## Goal
Find how many lines contain "React" and state only that number.

## Data lines

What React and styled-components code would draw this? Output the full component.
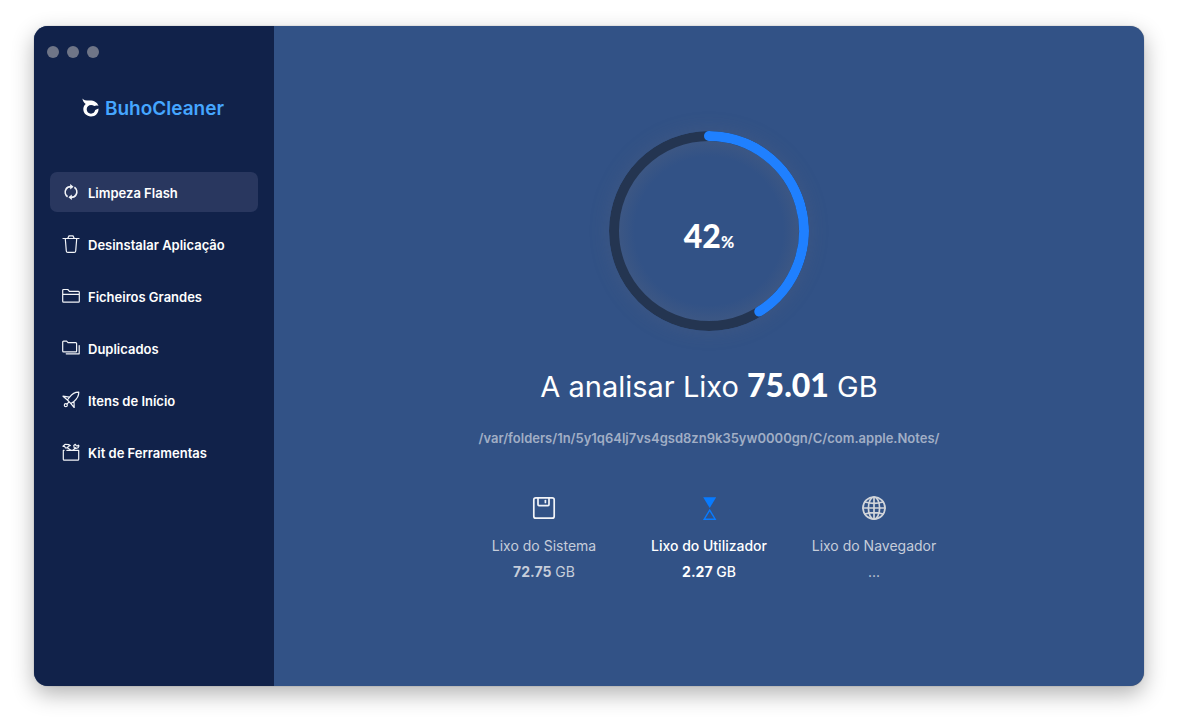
import React from "react";
import styled, { createGlobalStyle } from "styled-components";

const GlobalStyle = createGlobalStyle`
  * { box-sizing: border-box; }
  body {
    margin: 0;
    background: #ffffff;
    font-family: Inter, "Liberation Sans", sans-serif;
    color: #ffffff;
  }
`;

const Desktop = styled.div`
  display: grid;
  min-height: 100vh;
  padding: 26px 34px 42px;
`;

const Window = styled.div`
  display: grid;
  grid-template-columns: 240px 1fr;
  border-radius: 14px;
  overflow: hidden;
  background: #325286;
  box-shadow: 0 0 1px rgba(0, 0, 0, 0.5), 0 8px 22px rgba(0, 0, 0, 0.3);
`;

const Sidebar = styled.aside`
  display: flex;
  flex-direction: column;
  background: #11224a;
`;

const WindowControls = styled.div`
  display: flex;
  gap: 8px;
  padding: 20px 13px 0;
`;

const ControlDot = styled.button`
  width: 12px;
  height: 12px;
  padding: 0;
  border: 0;
  border-radius: 50%;
  background: #6f7587;
`;

const Brand = styled.div`
  display: flex;
  align-items: center;
  justify-content: center;
  gap: 5px;
  height: 28px;
  margin-top: 36px;
  padding-right: 2px;
  font-size: 19px;
  font-weight: 600;
  color: #45a6ff;
`;

const Nav = styled.nav`
  display: flex;
  flex-direction: column;
  gap: 12px;
  padding: 0 16px;
  margin-top: 50px;
`;

const NavItem = styled.button`
  display: flex;
  align-items: center;
  gap: 8px;
  height: 40px;
  padding: 1px 12px 0;
  border: 0;
  border-radius: 7px;
  background: ${(p) => (p.$active ? "#29375f" : "transparent")};
  color: #ffffff;
  font: 600 13px Inter, sans-serif;
  text-align: left;
  white-space: nowrap;

  svg { flex: none; margin-bottom: 2px; }
`;

const Main = styled.main`
  display: flex;
  flex-direction: column;
  align-items: center;
  padding-top: 105px;
`;

const Progress = styled.div`
  display: grid;
  place-items: center;
  width: 200px;
  height: 200px;
  border-radius: 50%;
  box-shadow: 0 0 20px rgba(110, 110, 120, 0.24);

  > * { grid-area: 1 / 1; }
`;

const Ring = styled.svg`
  border-radius: 50%;
`;

const Percent = styled.div`
  padding-top: 16px;
  font-family: Lato, sans-serif;
  font-weight: 900;
  font-size: 32px;
  line-height: 40px;

  small { font-size: 16px; }
`;

const Title = styled.h1`
  margin: 34px 0 0;
  font-size: 29px;
  line-height: 40px;
  font-weight: 400;

  strong { font: 900 32px/40px Lato, sans-serif; }
`;

const Path = styled.p`
  margin: 21px 0 0;
  font-size: 13px;
  line-height: 20px;
  font-weight: 600;
  color: #a1aec5;
`;

const Categories = styled.div`
  display: grid;
  grid-template-columns: repeat(3, 165px);
  margin-top: 48px;
`;

const Category = styled.div`
  display: flex;
  flex-direction: column;
  align-items: center;
  font-size: 14px;
  line-height: 26px;
  white-space: nowrap;
  font-weight: ${(p) => (p.$current ? 500 : 400)};
  color: ${(p) => (p.$current ? "#ffffff" : "#c6cdda")};

  svg { margin-bottom: 13px; }
  strong { font-weight: 700; }
`;

const Icon = ({ children, size = 18 }) => (
  <svg width={size} height={size} viewBox={`0 0 ${size} ${size}`} fill="none" stroke="#f2f4f8"
    strokeWidth="1.2" strokeLinecap="round" strokeLinejoin="round" aria-hidden="true">
    {children}
  </svg>
);

const icons = {
  flash: (
    <Icon>
      <path
        d="M5.6 13.8A5.8 5.8 0 0 1 3.9 6.4Q5.2 3.7 9 3.7M12.4 4.2A5.8 5.8 0 0 1 14.1 11.6Q12.8 14.3 9 14.3"
        strokeWidth="1.7" strokeLinecap="butt"
      />
      <path d="M8.2 .9l3.4 2.8-3.4 2.8zM9.8 11.5l-3.4 2.8 3.4 2.8z" fill="#f2f4f8" stroke="none" />
    </Icon>
  ),
  trash: (
    <Icon>
      <path d="M1 3.5h16M5.8 3.2L7 .9h4l1.2 2.3M3.3 3.8l1 12.2q.1 1.4 1.5 1.4h6.4q1.4 0 1.5-1.4l1-12.2" />
    </Icon>
  ),
  folder: (
    <Icon>
      <path d="M.7 14.2V3.4q0-.9.9-.9h4.2l1.6 1.8h9q.9 0 .9.9v9q0 1-.9 1H1.6q-.9 0-.9-1zM.7 7.3h16.6" />
    </Icon>
  ),
  copies: (
    <Icon>
      <path d="M.7 12V3.2q0-1 .9-1h3l1.4 1.5h7.7q.9 0 .9.9V12q0 .9-.9.9H1.6q-.9 0-.9-.9zM17.2 6.5v8.3H4.2" />
    </Icon>
  ),
  rocket: (
    <Icon>
      <path d="M16.8 1.1C12.7 1 9.7 3.2 7.6 6.1L5.4 9l3.5 3.6 3-2.2c3-2.3 5-5.1 4.9-9.3zM7.4 6.1L1 5.2l4.4 3.8M12 10.4l.2 6.1-3.3-3.9" />
      <circle cx="3.8" cy="14.2" r="1.5" />
      <path d="M5 13l1.6-1.6" />
    </Icon>
  ),
  toolkit: (
    <Icon>
      <path d="M2 7.4h-.7v8.8q0 .9.9.9h13.6q.9 0 .9-.9V7.4H4.9" />
      <path d="M1 3.3l2-1.9 3.6.1 1.7 1-2.1.9-.6 1.4L3.5 5l-.8-1.6zM5 4.5l3.8 2.7M11 7.2l2.6-2.5M13.3 1.3l-1.5 1.2.3 2 1.8 1 2.2-.7.9-2-.7-.7-1.2 1-1.1-.7z" />
    </Icon>
  ),
  disk: (
    <Icon size={24}>
      <rect x="1.8" y="1.8" width="20.4" height="20.4" rx="2" strokeWidth="1.7" />
      <path d="M6 1.8v6.8q0 1 1 1h9q1 0 1-1V1.8" strokeWidth="1.7" />
      <path d="M13.4 4.6v1.8" strokeWidth="1.7" />
    </Icon>
  ),
  hourglass: (
    <Icon size={24}>
      <path d="M6.2 1.2h13L12.7 12z" fill="#087bff" stroke="none" />
      <path d="M12.7 14.2l5.5 9H7.2z" stroke="#087bff" strokeWidth="1.4" strokeLinejoin="miter" />
    </Icon>
  ),
  globe: (
    <Icon size={24}>
      <g stroke="#d2d5da" strokeWidth="1.7">
        <circle cx="12" cy="12" r="11" />
        <ellipse cx="12" cy="12" rx="5.6" ry="11" />
        <path d="M12 1v22M1 12h22M3 6q9 2.6 18 0M3 18q9-2.6 18 0" />
      </g>
    </Icon>
  ),
};

const menu = [
  ["flash", "Limpeza Flash"],
  ["trash", "Desinstalar Aplicação"],
  ["folder", "Ficheiros Grandes"],
  ["copies", "Duplicados"],
  ["rocket", "Itens de Início"],
  ["toolkit", "Kit de Ferramentas"],
];

export default function App() {
  return (
    <Desktop>
      <GlobalStyle />
      <Window>
        <Sidebar>
          <WindowControls>
            <ControlDot aria-label="Fechar" />
            <ControlDot aria-label="Minimizar" />
            <ControlDot aria-label="Ampliar" />
          </WindowControls>
          <Brand>
            <svg width="18" height="20" viewBox="0 0 18 20" aria-hidden="true">
              <path
                d="M.4.4C1.6 2 3.6 2.6 7.6 2.6c4.8 0 7.8 2 8.9 5.4-1.6-.7-2.9-.6-4.2 0-3.5-2.4-7.6-.4-7.6 3.3 0 2.6 1.9 4.4 4.3 4.4 2.2 0 3.7-1.3 4.2-3.6l3.3-1.7c.3 4.6-2.9 8-7.5 8-4.4 0-7.7-3.1-7.7-7.3 0-2.2.9-4 2.4-5.2C2 4.5.8 2.8.4.4z"
                fill="#ffffff"
              />
            </svg>
            <span>BuhoCleaner</span>
          </Brand>
          <Nav>
            {menu.map(([icon, label], i) => (
              <NavItem key={icon} $active={i === 0}>
                {icons[icon]}
                {label}
              </NavItem>
            ))}
          </Nav>
        </Sidebar>
        <Main>
          <Progress>
            <Ring width="200" height="200" viewBox="0 0 200 200" aria-hidden="true">
              <defs>
                <radialGradient id="glow">
                  <stop offset="78%" stopColor="#6e6e78" stopOpacity="0" />
                  <stop offset="100%" stopColor="#6e6e78" stopOpacity="0.22" />
                </radialGradient>
              </defs>
              <circle cx="100" cy="100" r="95" fill="url(#glow)" stroke="#243551" strokeWidth="10" />
              <path d="M100 5A95 95 0 0 1 150.3 180.6" fill="none" stroke="#1f80ff" strokeWidth="10" strokeLinecap="round" />
            </Ring>
            <Percent>42<small>%</small></Percent>
          </Progress>
          <Title>A analisar Lixo <strong>75.01</strong> GB</Title>
          <Path>/var/folders/1n/5y1q64lj7vs4gsd8zn9k35yw0000gn/C/com.apple.Notes/</Path>
          <Categories>
            <Category>
              {icons.disk}
              <span>Lixo do Sistema</span>
              <span><strong>72.75</strong> GB</span>
            </Category>
            <Category $current>
              {icons.hourglass}
              <span>Lixo do Utilizador</span>
              <span><strong>2.27</strong> GB</span>
            </Category>
            <Category>
              {icons.globe}
              <span>Lixo do Navegador</span>
              <span>...</span>
            </Category>
          </Categories>
        </Main>
      </Window>
    </Desktop>
  );
}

## Result below
2